::: Dataset section :::

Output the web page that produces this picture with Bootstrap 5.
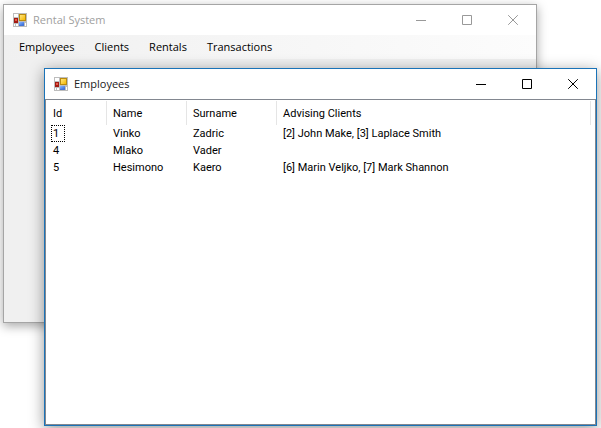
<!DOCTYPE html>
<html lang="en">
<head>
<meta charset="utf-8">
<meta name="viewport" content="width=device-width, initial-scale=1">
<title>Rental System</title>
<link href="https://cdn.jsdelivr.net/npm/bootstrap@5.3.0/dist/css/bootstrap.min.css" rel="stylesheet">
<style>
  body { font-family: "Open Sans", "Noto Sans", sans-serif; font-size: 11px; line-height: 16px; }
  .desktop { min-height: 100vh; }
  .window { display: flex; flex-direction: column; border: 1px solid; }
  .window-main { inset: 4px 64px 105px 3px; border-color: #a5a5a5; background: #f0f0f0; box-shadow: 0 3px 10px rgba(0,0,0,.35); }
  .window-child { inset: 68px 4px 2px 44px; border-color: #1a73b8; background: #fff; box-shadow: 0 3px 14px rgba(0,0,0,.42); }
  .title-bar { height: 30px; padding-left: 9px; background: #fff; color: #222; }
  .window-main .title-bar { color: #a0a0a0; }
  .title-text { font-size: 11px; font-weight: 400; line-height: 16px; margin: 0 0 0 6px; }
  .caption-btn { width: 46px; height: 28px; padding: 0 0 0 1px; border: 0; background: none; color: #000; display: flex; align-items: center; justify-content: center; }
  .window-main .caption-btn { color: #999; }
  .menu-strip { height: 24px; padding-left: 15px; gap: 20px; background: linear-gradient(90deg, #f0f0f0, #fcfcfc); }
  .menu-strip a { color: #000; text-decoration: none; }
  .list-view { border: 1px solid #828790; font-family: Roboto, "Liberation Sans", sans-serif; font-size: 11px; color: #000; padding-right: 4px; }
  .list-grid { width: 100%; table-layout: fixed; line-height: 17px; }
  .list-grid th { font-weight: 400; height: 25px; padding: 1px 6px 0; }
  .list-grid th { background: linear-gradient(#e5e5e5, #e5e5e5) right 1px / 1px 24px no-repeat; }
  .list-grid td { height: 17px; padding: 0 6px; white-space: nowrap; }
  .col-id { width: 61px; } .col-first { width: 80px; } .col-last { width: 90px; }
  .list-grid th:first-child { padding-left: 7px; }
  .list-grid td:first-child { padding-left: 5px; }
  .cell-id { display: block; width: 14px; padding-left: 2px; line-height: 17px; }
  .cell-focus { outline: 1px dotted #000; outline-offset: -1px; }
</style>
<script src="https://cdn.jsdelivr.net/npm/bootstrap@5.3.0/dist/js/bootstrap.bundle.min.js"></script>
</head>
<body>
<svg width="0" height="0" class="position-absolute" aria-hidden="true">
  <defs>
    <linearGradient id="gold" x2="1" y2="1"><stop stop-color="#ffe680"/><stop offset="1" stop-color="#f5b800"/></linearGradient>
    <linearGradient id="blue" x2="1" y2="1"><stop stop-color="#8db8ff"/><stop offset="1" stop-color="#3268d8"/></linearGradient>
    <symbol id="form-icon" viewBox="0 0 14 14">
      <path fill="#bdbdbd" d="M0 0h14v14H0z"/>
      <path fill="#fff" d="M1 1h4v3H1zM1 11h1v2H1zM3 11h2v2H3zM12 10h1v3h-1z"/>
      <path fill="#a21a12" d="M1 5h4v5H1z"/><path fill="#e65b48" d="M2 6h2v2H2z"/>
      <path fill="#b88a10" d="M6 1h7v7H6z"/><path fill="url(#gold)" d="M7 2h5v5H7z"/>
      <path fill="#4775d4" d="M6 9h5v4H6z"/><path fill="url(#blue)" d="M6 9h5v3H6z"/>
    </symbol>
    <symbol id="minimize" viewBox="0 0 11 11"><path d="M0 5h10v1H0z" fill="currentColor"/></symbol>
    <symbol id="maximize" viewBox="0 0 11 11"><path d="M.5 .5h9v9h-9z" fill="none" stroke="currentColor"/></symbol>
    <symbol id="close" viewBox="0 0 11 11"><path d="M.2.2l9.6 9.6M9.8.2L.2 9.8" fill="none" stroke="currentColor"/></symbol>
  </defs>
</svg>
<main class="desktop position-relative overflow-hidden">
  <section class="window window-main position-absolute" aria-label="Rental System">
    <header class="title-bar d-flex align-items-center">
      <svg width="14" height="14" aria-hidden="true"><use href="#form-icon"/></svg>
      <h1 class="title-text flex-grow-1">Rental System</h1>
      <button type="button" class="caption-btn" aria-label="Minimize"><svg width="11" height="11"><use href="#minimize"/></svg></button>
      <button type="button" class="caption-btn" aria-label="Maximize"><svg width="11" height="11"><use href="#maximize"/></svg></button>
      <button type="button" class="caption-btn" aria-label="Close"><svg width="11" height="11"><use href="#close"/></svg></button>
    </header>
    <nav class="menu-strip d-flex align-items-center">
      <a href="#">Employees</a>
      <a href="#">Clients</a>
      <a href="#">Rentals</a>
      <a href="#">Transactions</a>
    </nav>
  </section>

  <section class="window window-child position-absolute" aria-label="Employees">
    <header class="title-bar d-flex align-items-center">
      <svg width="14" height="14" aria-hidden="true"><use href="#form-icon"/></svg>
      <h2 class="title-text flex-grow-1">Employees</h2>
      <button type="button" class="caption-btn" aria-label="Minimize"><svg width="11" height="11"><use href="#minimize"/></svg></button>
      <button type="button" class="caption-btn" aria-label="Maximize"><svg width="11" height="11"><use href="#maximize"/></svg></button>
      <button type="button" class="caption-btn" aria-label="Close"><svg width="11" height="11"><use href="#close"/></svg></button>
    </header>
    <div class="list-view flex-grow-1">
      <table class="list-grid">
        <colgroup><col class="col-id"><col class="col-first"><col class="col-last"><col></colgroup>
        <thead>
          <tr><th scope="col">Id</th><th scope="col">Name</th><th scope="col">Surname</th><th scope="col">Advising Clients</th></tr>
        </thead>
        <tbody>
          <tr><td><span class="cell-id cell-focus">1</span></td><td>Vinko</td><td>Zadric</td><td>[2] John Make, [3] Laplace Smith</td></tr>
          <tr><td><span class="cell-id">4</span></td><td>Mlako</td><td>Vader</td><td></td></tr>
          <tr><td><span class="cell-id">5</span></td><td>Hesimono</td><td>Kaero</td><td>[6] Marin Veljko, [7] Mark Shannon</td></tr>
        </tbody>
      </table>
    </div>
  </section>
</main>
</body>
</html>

:::

Exercise requirements: Repeat the material above verbatim, with no pictures in the output.

Result for this task:
Output the web page that produces this picture with Bootstrap 5.
<!DOCTYPE html>
<html lang="en">
<head>
<meta charset="utf-8">
<meta name="viewport" content="width=device-width, initial-scale=1">
<title>Rental System</title>
<link href="https://cdn.jsdelivr.net/npm/bootstrap@5.3.0/dist/css/bootstrap.min.css" rel="stylesheet">
<style>
  body { font-family: "Open Sans", "Noto Sans", sans-serif; font-size: 11px; line-height: 16px; }
  .desktop { min-height: 100vh; }
  .window { display: flex; flex-direction: column; border: 1px solid; }
  .window-main { inset: 4px 64px 105px 3px; border-color: #a5a5a5; background: #f0f0f0; box-shadow: 0 3px 10px rgba(0,0,0,.35); }
  .window-child { inset: 68px 4px 2px 44px; border-color: #1a73b8; background: #fff; box-shadow: 0 3px 14px rgba(0,0,0,.42); }
  .title-bar { height: 30px; padding-left: 9px; background: #fff; color: #222; }
  .window-main .title-bar { color: #a0a0a0; }
  .title-text { font-size: 11px; font-weight: 400; line-height: 16px; margin: 0 0 0 6px; }
  .caption-btn { width: 46px; height: 28px; padding: 0 0 0 1px; border: 0; background: none; color: #000; display: flex; align-items: center; justify-content: center; }
  .window-main .caption-btn { color: #999; }
  .menu-strip { height: 24px; padding-left: 15px; gap: 20px; background: linear-gradient(90deg, #f0f0f0, #fcfcfc); }
  .menu-strip a { color: #000; text-decoration: none; }
  .list-view { border: 1px solid #828790; font-family: Roboto, "Liberation Sans", sans-serif; font-size: 11px; color: #000; padding-right: 4px; }
  .list-grid { width: 100%; table-layout: fixed; line-height: 17px; }
  .list-grid th { font-weight: 400; height: 25px; padding: 1px 6px 0; }
  .list-grid th { background: linear-gradient(#e5e5e5, #e5e5e5) right 1px / 1px 24px no-repeat; }
  .list-grid td { height: 17px; padding: 0 6px; white-space: nowrap; }
  .col-id { width: 61px; } .col-first { width: 80px; } .col-last { width: 90px; }
  .list-grid th:first-child { padding-left: 7px; }
  .list-grid td:first-child { padding-left: 5px; }
  .cell-id { display: block; width: 14px; padding-left: 2px; line-height: 17px; }
  .cell-focus { outline: 1px dotted #000; outline-offset: -1px; }
</style>
<script src="https://cdn.jsdelivr.net/npm/bootstrap@5.3.0/dist/js/bootstrap.bundle.min.js"></script>
</head>
<body>
<svg width="0" height="0" class="position-absolute" aria-hidden="true">
  <defs>
    <linearGradient id="gold" x2="1" y2="1"><stop stop-color="#ffe680"/><stop offset="1" stop-color="#f5b800"/></linearGradient>
    <linearGradient id="blue" x2="1" y2="1"><stop stop-color="#8db8ff"/><stop offset="1" stop-color="#3268d8"/></linearGradient>
    <symbol id="form-icon" viewBox="0 0 14 14">
      <path fill="#bdbdbd" d="M0 0h14v14H0z"/>
      <path fill="#fff" d="M1 1h4v3H1zM1 11h1v2H1zM3 11h2v2H3zM12 10h1v3h-1z"/>
      <path fill="#a21a12" d="M1 5h4v5H1z"/><path fill="#e65b48" d="M2 6h2v2H2z"/>
      <path fill="#b88a10" d="M6 1h7v7H6z"/><path fill="url(#gold)" d="M7 2h5v5H7z"/>
      <path fill="#4775d4" d="M6 9h5v4H6z"/><path fill="url(#blue)" d="M6 9h5v3H6z"/>
    </symbol>
    <symbol id="minimize" viewBox="0 0 11 11"><path d="M0 5h10v1H0z" fill="currentColor"/></symbol>
    <symbol id="maximize" viewBox="0 0 11 11"><path d="M.5 .5h9v9h-9z" fill="none" stroke="currentColor"/></symbol>
    <symbol id="close" viewBox="0 0 11 11"><path d="M.2.2l9.6 9.6M9.8.2L.2 9.8" fill="none" stroke="currentColor"/></symbol>
  </defs>
</svg>
<main class="desktop position-relative overflow-hidden">
  <section class="window window-main position-absolute" aria-label="Rental System">
    <header class="title-bar d-flex align-items-center">
      <svg width="14" height="14" aria-hidden="true"><use href="#form-icon"/></svg>
      <h1 class="title-text flex-grow-1">Rental System</h1>
      <button type="button" class="caption-btn" aria-label="Minimize"><svg width="11" height="11"><use href="#minimize"/></svg></button>
      <button type="button" class="caption-btn" aria-label="Maximize"><svg width="11" height="11"><use href="#maximize"/></svg></button>
      <button type="button" class="caption-btn" aria-label="Close"><svg width="11" height="11"><use href="#close"/></svg></button>
    </header>
    <nav class="menu-strip d-flex align-items-center">
      <a href="#">Employees</a>
      <a href="#">Clients</a>
      <a href="#">Rentals</a>
      <a href="#">Transactions</a>
    </nav>
  </section>

  <section class="window window-child position-absolute" aria-label="Employees">
    <header class="title-bar d-flex align-items-center">
      <svg width="14" height="14" aria-hidden="true"><use href="#form-icon"/></svg>
      <h2 class="title-text flex-grow-1">Employees</h2>
      <button type="button" class="caption-btn" aria-label="Minimize"><svg width="11" height="11"><use href="#minimize"/></svg></button>
      <button type="button" class="caption-btn" aria-label="Maximize"><svg width="11" height="11"><use href="#maximize"/></svg></button>
      <button type="button" class="caption-btn" aria-label="Close"><svg width="11" height="11"><use href="#close"/></svg></button>
    </header>
    <div class="list-view flex-grow-1">
      <table class="list-grid">
        <colgroup><col class="col-id"><col class="col-first"><col class="col-last"><col></colgroup>
        <thead>
          <tr><th scope="col">Id</th><th scope="col">Name</th><th scope="col">Surname</th><th scope="col">Advising Clients</th></tr>
        </thead>
        <tbody>
          <tr><td><span class="cell-id cell-focus">1</span></td><td>Vinko</td><td>Zadric</td><td>[2] John Make, [3] Laplace Smith</td></tr>
          <tr><td><span class="cell-id">4</span></td><td>Mlako</td><td>Vader</td><td></td></tr>
          <tr><td><span class="cell-id">5</span></td><td>Hesimono</td><td>Kaero</td><td>[6] Marin Veljko, [7] Mark Shannon</td></tr>
        </tbody>
      </table>
    </div>
  </section>
</main>
</body>
</html>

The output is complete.